In fact, each time these criminal armed gangs pull the trigger in mindlessly violent extermination of Nigerians, it is the opposition’s voice that is heard first. And it is usually rare in sympathy with victims of such attacks, but virulent castigation of the Buhari Presidency’s failings on securing lives and property of Nigerians. Even when external bodies which independently understudies the insecurity dilemma in Nigeria applauds Buhari’s efforts, opposition elements are quick to counter the narratives’ as false.

A recent report by the United States based Non-Governmental Organization by the identity, “Centre for Diplomacy and Democracy” praised President Buhari for standing up to the challenge of multiple insecurities. And   Atiku again broke his silence.
After pouring invectives on the NGO, Atiku furiously stated that “President Buhari and the APC have shown without equivocation that the job at hand is overwhelming for them.
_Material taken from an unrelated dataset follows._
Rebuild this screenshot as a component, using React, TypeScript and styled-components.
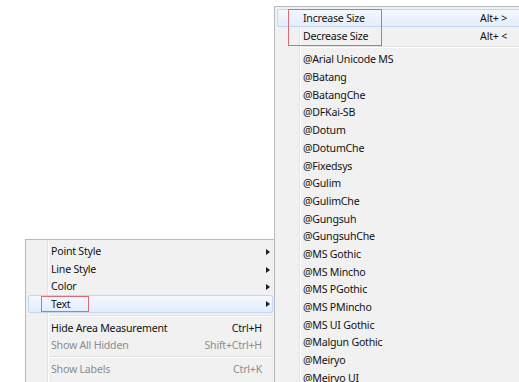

And because they lack the basic clue of how to tame the bogey that they have created….”
A part from the jejune that drapes throughout the length and breath of the statement; the contents’ riled,  rhymed, alluded and indeed, connoted the actualization of the plots on  threats  of insecurity Atiku reeled out before the general elections.

Whatever anybody thinks, and including the opposition elements, President Buhari and Nigeria are winning the war on insecurities. And like President Buhari remarked on 2020 New Year day epistle; “The Federal Government will continue to work with State Governors, neighbouring states and our international partners to tackle the root causes of violent extremism and the networks that help finance and organise terror. Our security forces will receive the best training and modern weaponry… We will use all the human and emerging technological resources available to tackle kidnapping, banditry and armed robbery.”

Agbese wrote this article from the United Kingdom.